** Begin **
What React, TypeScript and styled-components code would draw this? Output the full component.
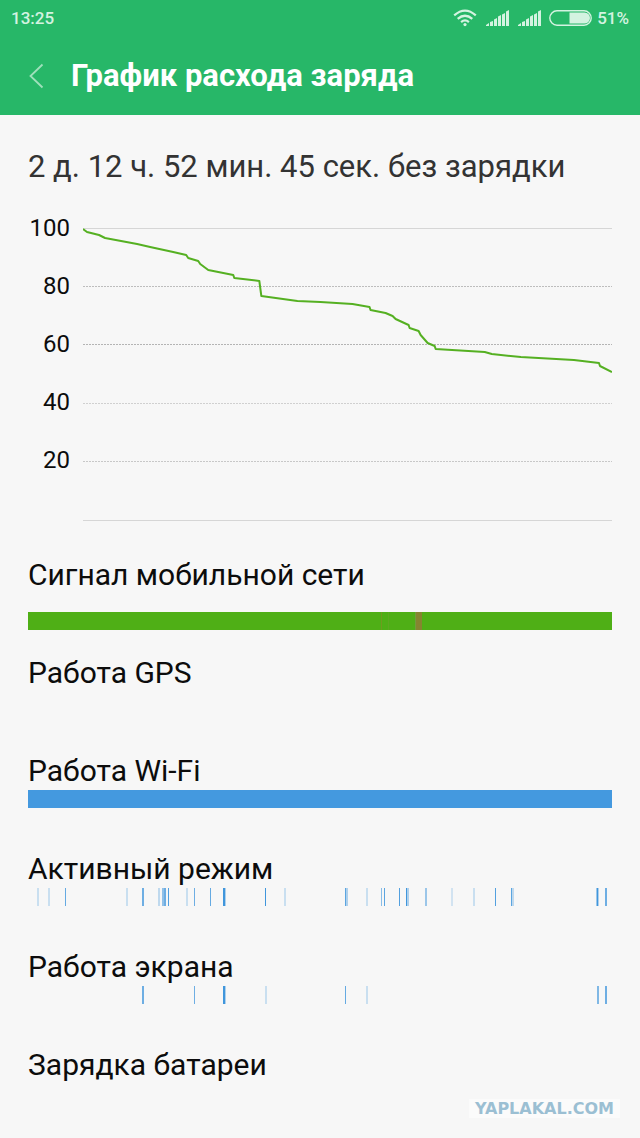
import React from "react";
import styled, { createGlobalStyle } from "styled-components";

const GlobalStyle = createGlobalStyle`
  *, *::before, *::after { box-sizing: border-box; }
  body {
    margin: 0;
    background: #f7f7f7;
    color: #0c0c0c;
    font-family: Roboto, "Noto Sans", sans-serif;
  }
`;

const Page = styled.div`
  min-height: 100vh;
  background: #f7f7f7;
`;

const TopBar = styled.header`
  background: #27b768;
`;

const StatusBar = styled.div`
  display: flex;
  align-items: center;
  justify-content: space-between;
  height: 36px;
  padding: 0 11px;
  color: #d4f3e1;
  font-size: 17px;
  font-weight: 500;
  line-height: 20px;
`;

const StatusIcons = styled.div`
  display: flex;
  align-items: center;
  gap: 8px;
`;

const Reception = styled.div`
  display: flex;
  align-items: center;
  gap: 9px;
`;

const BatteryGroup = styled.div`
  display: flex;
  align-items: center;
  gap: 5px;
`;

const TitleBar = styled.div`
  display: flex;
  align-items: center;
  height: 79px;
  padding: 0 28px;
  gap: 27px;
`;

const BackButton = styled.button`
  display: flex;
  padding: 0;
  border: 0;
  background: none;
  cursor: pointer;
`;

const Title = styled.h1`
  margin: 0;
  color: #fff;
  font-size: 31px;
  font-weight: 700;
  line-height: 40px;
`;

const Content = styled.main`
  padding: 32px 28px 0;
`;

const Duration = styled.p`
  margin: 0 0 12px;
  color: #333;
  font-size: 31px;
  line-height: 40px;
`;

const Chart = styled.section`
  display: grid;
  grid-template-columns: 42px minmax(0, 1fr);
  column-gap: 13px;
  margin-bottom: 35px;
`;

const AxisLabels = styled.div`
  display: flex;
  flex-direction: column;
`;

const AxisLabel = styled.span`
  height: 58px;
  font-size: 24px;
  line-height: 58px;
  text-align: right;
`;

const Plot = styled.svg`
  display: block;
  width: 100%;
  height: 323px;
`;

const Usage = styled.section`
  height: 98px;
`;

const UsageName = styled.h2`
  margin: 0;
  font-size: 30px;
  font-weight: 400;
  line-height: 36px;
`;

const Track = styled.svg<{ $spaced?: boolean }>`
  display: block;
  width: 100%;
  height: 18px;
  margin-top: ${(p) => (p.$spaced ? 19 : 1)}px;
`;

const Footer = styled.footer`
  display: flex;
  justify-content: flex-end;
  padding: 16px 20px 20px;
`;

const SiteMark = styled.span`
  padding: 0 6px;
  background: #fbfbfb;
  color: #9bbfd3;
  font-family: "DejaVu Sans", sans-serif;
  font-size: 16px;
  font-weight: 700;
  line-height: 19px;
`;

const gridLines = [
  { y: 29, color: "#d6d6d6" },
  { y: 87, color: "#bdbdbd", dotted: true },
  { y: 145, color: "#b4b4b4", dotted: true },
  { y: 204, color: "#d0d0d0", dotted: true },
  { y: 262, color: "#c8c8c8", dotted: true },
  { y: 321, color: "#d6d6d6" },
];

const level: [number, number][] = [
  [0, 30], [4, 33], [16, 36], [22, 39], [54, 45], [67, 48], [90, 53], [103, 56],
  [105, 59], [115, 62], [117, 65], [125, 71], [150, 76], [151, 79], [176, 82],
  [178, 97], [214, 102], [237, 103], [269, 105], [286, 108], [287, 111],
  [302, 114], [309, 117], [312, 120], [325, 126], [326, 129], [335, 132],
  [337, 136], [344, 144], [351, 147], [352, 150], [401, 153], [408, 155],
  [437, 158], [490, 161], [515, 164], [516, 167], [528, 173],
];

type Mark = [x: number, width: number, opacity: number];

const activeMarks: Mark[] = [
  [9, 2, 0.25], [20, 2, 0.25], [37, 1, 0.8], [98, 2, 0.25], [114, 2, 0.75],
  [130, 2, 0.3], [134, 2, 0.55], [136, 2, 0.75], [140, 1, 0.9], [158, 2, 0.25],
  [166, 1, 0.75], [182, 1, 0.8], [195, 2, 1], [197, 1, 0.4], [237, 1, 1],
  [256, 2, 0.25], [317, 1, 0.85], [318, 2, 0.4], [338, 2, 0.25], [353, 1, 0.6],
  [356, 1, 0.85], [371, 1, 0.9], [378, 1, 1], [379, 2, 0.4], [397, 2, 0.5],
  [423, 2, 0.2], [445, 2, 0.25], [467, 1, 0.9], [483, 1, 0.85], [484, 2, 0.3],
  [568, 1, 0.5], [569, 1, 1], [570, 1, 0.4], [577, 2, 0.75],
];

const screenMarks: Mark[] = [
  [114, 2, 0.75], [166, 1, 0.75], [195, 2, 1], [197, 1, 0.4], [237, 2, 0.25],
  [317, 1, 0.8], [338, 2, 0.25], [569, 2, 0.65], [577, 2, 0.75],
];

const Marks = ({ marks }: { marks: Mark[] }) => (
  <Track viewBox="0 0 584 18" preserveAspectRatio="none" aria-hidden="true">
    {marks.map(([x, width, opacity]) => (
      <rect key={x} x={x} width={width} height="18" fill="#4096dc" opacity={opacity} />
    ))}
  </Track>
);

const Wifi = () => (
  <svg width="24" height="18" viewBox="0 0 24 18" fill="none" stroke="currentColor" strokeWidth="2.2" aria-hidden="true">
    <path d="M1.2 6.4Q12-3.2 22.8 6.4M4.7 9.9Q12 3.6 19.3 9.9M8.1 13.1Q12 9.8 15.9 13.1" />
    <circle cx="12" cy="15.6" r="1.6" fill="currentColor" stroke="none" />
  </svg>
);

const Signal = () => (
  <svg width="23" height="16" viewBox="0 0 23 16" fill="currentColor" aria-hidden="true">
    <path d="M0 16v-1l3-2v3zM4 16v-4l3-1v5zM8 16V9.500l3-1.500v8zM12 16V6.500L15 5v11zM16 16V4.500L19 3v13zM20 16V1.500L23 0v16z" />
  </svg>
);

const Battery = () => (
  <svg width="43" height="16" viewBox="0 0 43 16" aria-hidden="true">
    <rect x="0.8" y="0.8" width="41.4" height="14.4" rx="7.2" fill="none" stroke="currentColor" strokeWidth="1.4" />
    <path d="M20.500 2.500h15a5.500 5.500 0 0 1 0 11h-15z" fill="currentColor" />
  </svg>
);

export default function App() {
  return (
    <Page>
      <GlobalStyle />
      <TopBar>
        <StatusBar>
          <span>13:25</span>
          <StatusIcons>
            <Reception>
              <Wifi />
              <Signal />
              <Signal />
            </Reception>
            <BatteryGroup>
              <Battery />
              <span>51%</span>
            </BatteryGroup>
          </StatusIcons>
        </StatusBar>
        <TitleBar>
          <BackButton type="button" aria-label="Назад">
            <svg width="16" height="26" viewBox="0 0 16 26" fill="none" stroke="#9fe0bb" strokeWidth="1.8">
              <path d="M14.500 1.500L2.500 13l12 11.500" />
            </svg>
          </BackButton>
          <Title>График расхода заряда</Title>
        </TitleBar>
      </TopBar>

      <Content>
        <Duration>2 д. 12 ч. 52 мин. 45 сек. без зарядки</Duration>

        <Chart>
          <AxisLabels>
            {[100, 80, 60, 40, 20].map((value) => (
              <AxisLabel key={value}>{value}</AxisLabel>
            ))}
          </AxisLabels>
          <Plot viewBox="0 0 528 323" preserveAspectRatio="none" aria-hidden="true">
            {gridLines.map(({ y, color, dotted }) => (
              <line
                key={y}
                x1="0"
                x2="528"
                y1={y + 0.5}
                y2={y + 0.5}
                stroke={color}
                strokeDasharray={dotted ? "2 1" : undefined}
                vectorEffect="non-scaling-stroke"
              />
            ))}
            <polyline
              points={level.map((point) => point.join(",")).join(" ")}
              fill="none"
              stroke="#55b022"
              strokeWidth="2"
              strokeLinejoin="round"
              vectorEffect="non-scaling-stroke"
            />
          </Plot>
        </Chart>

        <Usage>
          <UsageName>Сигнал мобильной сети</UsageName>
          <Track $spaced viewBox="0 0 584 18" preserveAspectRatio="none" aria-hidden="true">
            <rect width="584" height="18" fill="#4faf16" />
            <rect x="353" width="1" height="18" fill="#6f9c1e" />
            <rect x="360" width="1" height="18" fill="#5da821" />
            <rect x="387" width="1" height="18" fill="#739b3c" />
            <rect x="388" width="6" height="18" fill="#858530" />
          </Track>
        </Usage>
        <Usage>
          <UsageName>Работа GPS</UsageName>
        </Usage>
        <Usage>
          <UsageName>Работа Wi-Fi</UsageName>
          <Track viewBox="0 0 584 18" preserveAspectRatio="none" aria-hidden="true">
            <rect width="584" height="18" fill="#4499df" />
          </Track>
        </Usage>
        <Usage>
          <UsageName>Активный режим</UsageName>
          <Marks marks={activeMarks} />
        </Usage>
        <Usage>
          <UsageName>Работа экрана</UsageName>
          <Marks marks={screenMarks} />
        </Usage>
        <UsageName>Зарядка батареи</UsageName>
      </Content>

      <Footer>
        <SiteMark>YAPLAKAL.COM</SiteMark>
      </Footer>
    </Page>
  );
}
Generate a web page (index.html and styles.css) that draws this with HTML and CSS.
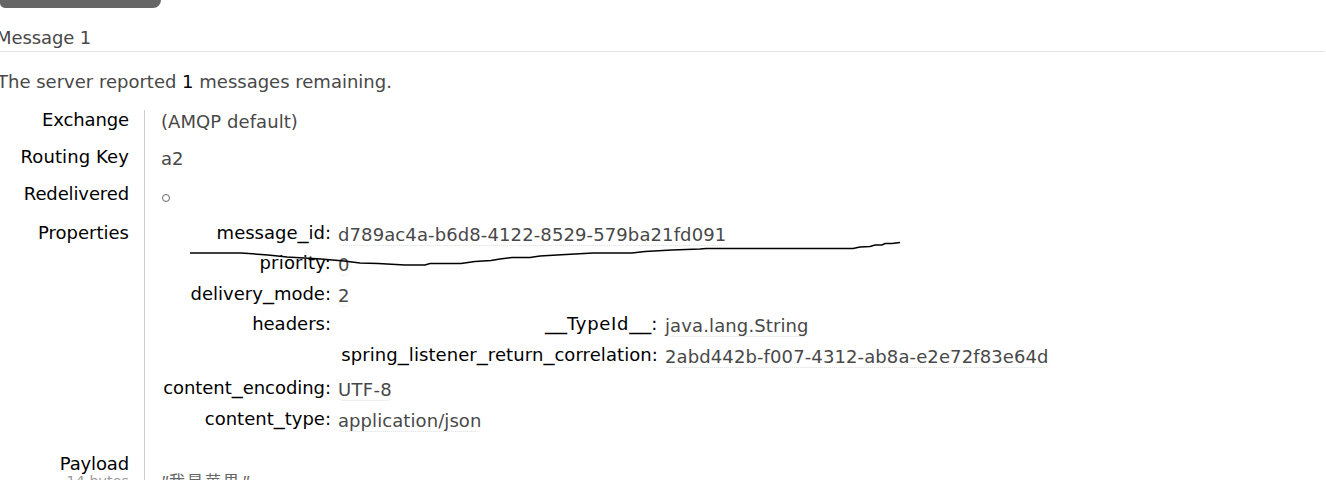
** End **
◆ Exercise requirements
Identify each line holding the string "components", and copy it out.

◆ Solution to this exercise
What React, TypeScript and styled-components code would draw this? Output the full component.
import styled, { createGlobalStyle } from "styled-components";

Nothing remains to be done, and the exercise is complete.